━━━━━ Extracted records
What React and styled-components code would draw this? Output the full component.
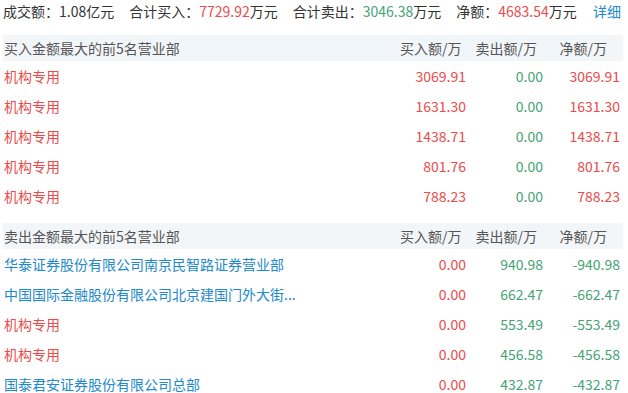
import React from "react";
import styled, { createGlobalStyle } from "styled-components";

const GlobalStyle = createGlobalStyle`
  body {
    margin: 0;
    background: #fff;
    font-family: "Noto Sans CJK SC", "Noto Sans", sans-serif;
    font-size: 14px;
    color: #333;
  }
`;

const RED = "#ea4b4b";
const GREEN = "#45a375";
const BLUE = "#2289cc";

const Page = styled.div`
  width: 628px;
  height: 393px;
  overflow: hidden;
  padding: 0 5px 0 3px;
  box-sizing: border-box;
`;

const Summary = styled.div`
  display: flex;
  align-items: center;
  height: 22px;
  line-height: 22px;
  margin-bottom: 13px;
  gap: 15px;
  white-space: nowrap;
`;

const Stat = styled.span`
  color: #333;
`;

const Num = styled.span`
  color: ${(p) => p.color};
`;

const More = styled.a`
  margin-left: auto;
  margin-right: 2px;
  color: ${BLUE};
  text-decoration: none;
`;

const Table = styled.div`
  display: grid;
  grid-template-columns: 1fr 70px 77px 76px;
  margin-bottom: 12px;
`;

const Head = styled.div`
  height: 26px;
  line-height: 26px;
  background: #f3f6f9;
  color: #555;
  white-space: nowrap;
  text-align: ${(p) => (p.$right ? "right" : "left")};
  padding-left: ${(p) => (p.$right ? 0 : 1)}px;
  padding-right: ${(p) => p.$pr || 0}px;
`;

const Cell = styled.div`
  height: 30px;
  line-height: 30px;
  white-space: nowrap;
  overflow: hidden;
  color: ${(p) => p.color || "#333"};
  text-align: ${(p) => (p.$right ? "right" : "left")};
  padding-left: ${(p) => (p.$right ? 0 : 1)}px;
  padding-right: ${(p) => p.$pr || 0}px;
`;

const buyRows = [
  ["机构专用", "3069.91", "0.00", "3069.91"],
  ["机构专用", "1631.30", "0.00", "1631.30"],
  ["机构专用", "1438.71", "0.00", "1438.71"],
  ["机构专用", "801.76", "0.00", "801.76"],
  ["机构专用", "788.23", "0.00", "788.23"],
];

const sellRows = [
  ["华泰证券股份有限公司南京民智路证券营业部", "0.00", "940.98", "-940.98", true],
  ["中国国际金融股份有限公司北京建国门外大街...", "0.00", "662.47", "-662.47", true],
  ["机构专用", "0.00", "553.49", "-553.49", false],
  ["机构专用", "0.00", "456.58", "-456.58", false],
  ["国泰君安证券股份有限公司总部", "0.00", "432.87", "-432.87", true],
];

function Section({ title, rows }) {
  return (
    <Table>
      <Head>{title}</Head>
      <Head $right $pr={9}>买入额/万</Head>
      <Head $right $pr={10}>卖出额/万</Head>
      <Head $right $pr={16}>净额/万</Head>
      {rows.map((r, i) => {
        const net = r[3].startsWith("-") ? GREEN : RED;
        return (
          <React.Fragment key={i}>
            <Cell color={r[4] ? BLUE : RED}>{r[0]}</Cell>
            <Cell $right $pr={4} color={RED}>{r[1]}</Cell>
            <Cell $right $pr={4} color={GREEN}>{r[2]}</Cell>
            <Cell $right $pr={3} color={net}>{r[3]}</Cell>
          </React.Fragment>
        );
      })}
    </Table>
  );
}

export default function App() {
  return (
    <Page>
      <GlobalStyle />
      <Summary>
        <Stat>成交额：1.08亿元</Stat>
        <Stat>
          合计买入：<Num color={RED}>7729.92</Num>万元
        </Stat>
        <Stat>
          合计卖出：<Num color={GREEN}>3046.38</Num>万元
        </Stat>
        <Stat>
          净额：<Num color={RED}>4683.54</Num>万元
        </Stat>
        <More href="#">详细</More>
      </Summary>
      <Section title="买入金额最大的前5名营业部" rows={buyRows} />
      <Section title="卖出金额最大的前5名营业部" rows={sellRows} />
    </Page>
  );
}
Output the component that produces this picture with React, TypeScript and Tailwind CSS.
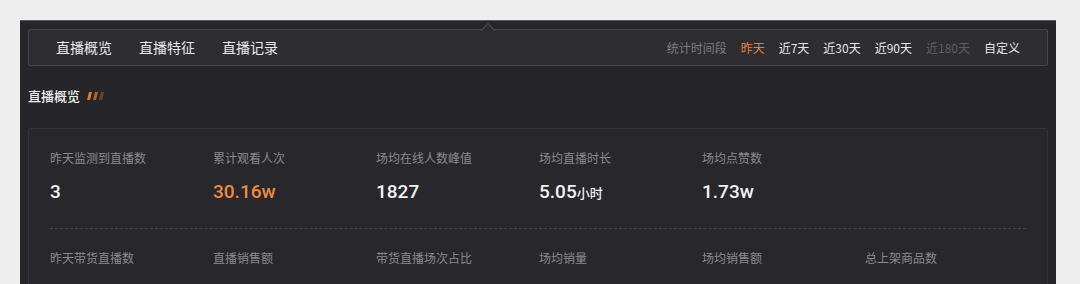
const tabs = ["直播概览", "直播特征", "直播记录"];

const ranges = [
  { label: "昨天", tone: "active" },
  { label: "近7天", tone: "normal" },
  { label: "近30天", tone: "normal" },
  { label: "近90天", tone: "normal" },
  { label: "近180天", tone: "disabled" },
  { label: "自定义", tone: "normal" },
];

type Stat = { label: string; value: string; unit?: string; orange?: boolean };

const row1: Stat[] = [
  { label: "昨天监测到直播数", value: "3" },
  { label: "累计观看人次", value: "30.16w", orange: true },
  { label: "场均在线人数峰值", value: "1827" },
  { label: "场均直播时长", value: "5.05", unit: "小时" },
  { label: "场均点赞数", value: "1.73w" },
];

const row2: Stat[] = [
  { label: "昨天带货直播数", value: "3" },
  { label: "直播销售额", value: "116.9w", orange: true },
  { label: "带货直播场次占比", value: "100%" },
  { label: "场均销量", value: "3737" },
  { label: "场均销售额", value: "38.9w" },
  { label: "总上架商品数", value: "7" },
];

const StatRow = ({ items }: { items: Stat[] }) => (
  <div className="flex px-[21px]">
    {items.map((s) => (
      <div key={s.label} className="w-[163px] shrink-0">
        <div className="text-[12px] leading-[17px] text-[#8b8a8f]">{s.label}</div>
        <div
          className={`mt-[14px] font-['Roboto','Noto_Sans_CJK_SC',sans-serif] text-[19px] font-medium leading-[24px] ${
            s.orange ? "text-[#ef8a3e]" : "text-[#f2f2f2]"
          }`}
        >
          {s.value}
          {s.unit && <span className="text-[13px] font-['Noto_Sans_CJK_SC',sans-serif]">{s.unit}</span>}
        </div>
      </div>
    ))}
  </div>
);

export default function App() {
  return (
    <div className="h-[284px] w-[1080px] overflow-hidden bg-[#eeeeee] pl-[20px] pt-[20px] font-['Noto_Sans_CJK_SC',sans-serif]">
      <div className="relative h-[264px] w-[1036px] border-t border-[#5a595e] bg-[#262529] px-[8px] pt-[8px]">
        {/* notch on the tab bar */}
        <svg className="absolute left-[461px] top-[1px]" width="14" height="9" viewBox="0 0 14 9">
          <path d="M0 8.5 L7 1.5 L14 8.5" fill="#2e2d32" stroke="#4c4b50" strokeWidth="1.2" />
        </svg>
        <div className="flex h-[37px] items-center justify-between rounded-[2px] border border-[#47464b] bg-[#2e2d32] pl-[27px] pr-[27px]">
          <div className="flex gap-[27px] text-[14px] text-[#e8e8e8]">
            {tabs.map((t) => (
              <span key={t}>{t}</span>
            ))}
          </div>
          <div className="flex items-center gap-[14px] text-[12px]">
            <span className="text-[#7c7b80]">统计时间段</span>
            {ranges.map((r) => (
              <span
                key={r.label}
                className={
                  r.tone === "active"
                    ? "text-[#ef7f2f]"
                    : r.tone === "disabled"
                    ? "text-[#5f5e63]"
                    : "text-[#e6e6e6]"
                }
              >
                {r.label}
              </span>
            ))}
          </div>
        </div>

        <div className="mt-[20px] flex items-center gap-[6px]">
          <span className="text-[13px] font-medium text-[#f0f0f0]">直播概览</span>
          <svg width="18" height="10" viewBox="0 0 18 10">
            <path d="M3 1h3l-2 8H1z" fill="#e07a2e" />
            <path d="M9 1h3l-2 8H7z" fill="#c9773a" opacity="0.8" />
            <path d="M15 1h3l-2 8h-3z" fill="#8a5a35" opacity="0.6" />
          </svg>
        </div>

        <div className="mt-[22px] h-[200px] rounded-[2px] border border-[#333237] bg-[#28272b] pt-[20px]">
          <StatRow items={row1} />
          <div className="mx-[21px] mt-[23px] border-t border-dashed border-[#45444a]" />
          <div className="mt-[20px]">
            <StatRow items={row2} />
          </div>
        </div>
      </div>
    </div>
  );
}
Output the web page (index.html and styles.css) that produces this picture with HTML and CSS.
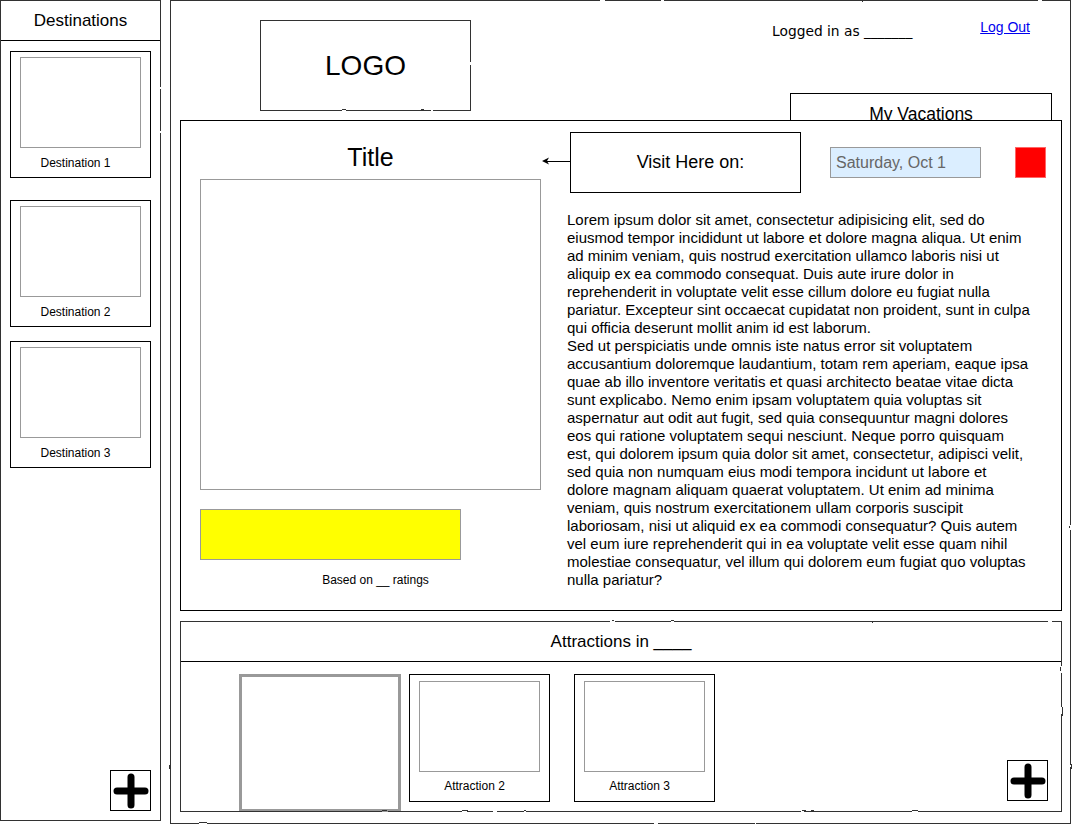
━━━━━━━━━━
Check each line of the records above for "components", and copy those that have it.

* _Exercise response_
What React and styled-components code would draw this? Output the full component.
import styled, { createGlobalStyle } from "styled-components";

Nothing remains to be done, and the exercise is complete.